Basically I'm starting to see how much a relationship changes constantly, and when I feel I have a grasp on mine, well something new is thrown into the mix. It's making more and more sense why the majority of relationships don't make it. So I don't understand the new things I have to go through, and I can't anticipate what will come tomorrow, but I know love is what will get me through a lifetime of changes within myself and my relationship, and I have plenty of that.

So although we wish we could stay in our head-over-heels-honeymoon phase forever it quickly ends, as do all the phases after that. Life doesn't work that way, and at the risk of beating a dead horse, the only thing that is constant is change. But in the end would we truly want things to stay the same? That would just be boring and take a lot of the fun out of everything. Oh the stability vs. change dialectic, the paradox that will forever leave us tossing and turning.


1 comment:

  1. True Carrie one must constantly be working and striving within a relationship for we wouldn't want it to be stagnant.

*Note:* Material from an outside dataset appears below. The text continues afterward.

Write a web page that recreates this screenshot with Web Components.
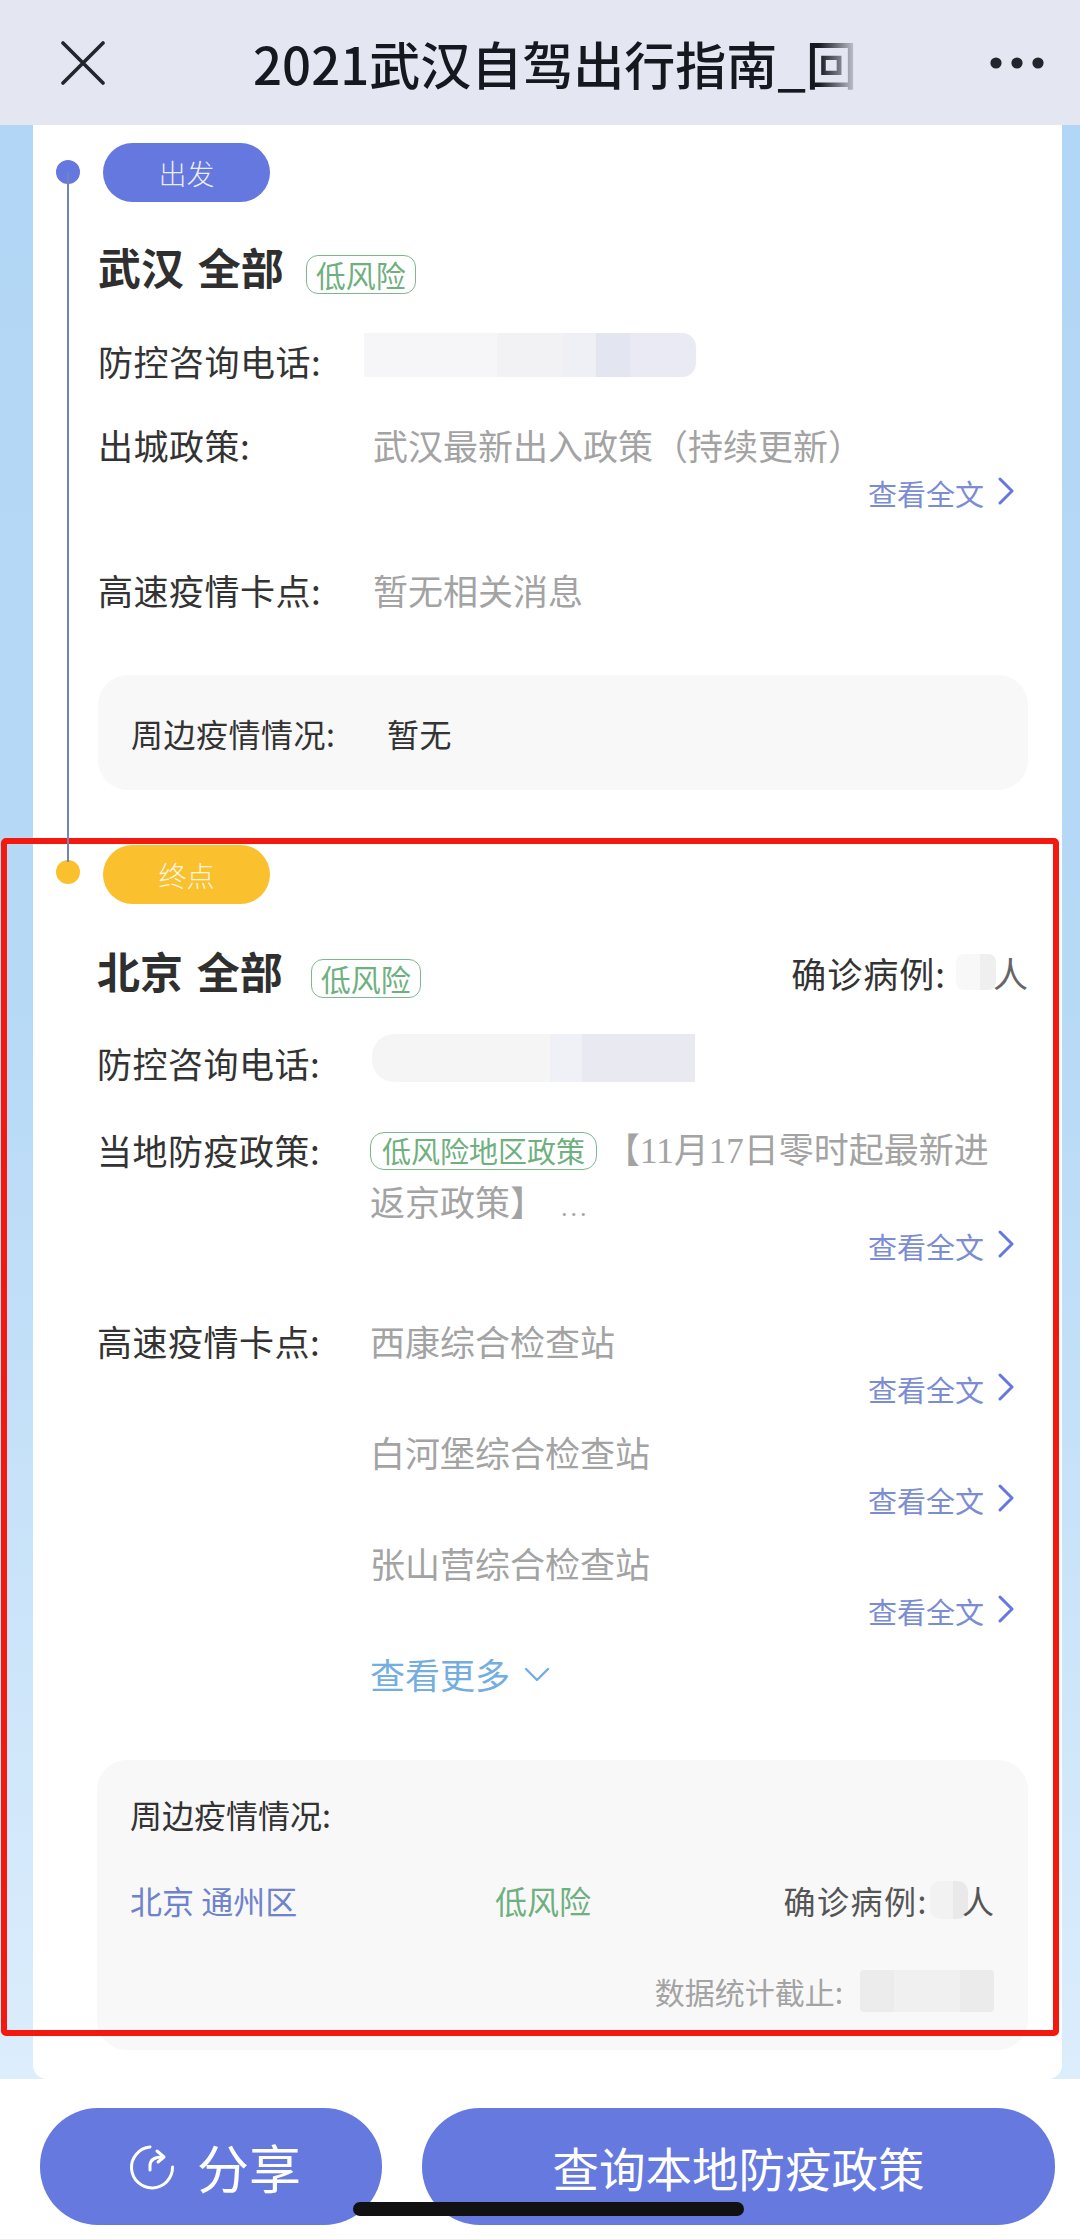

    When you were speaking of feeling out of control with your emotions it reminded me of something I've been working on myself, meditation. My yoga teacher gave me two great exercises to try in regards to meditation. First, candle gazing (google it) which I'm loving and highly recommend! The second thing she suggested when doing meditation is to realize thoughts, feeling will come but instead of engagin with them be an observer. For example, "wow, I think that... or I didn't know I felt that way about... " Both of these have helped me tremendously in my meditation practice and also in not getting wrapped up to much in the emotional roller coaster I often feel like I'm riding. Maybe it could help you too.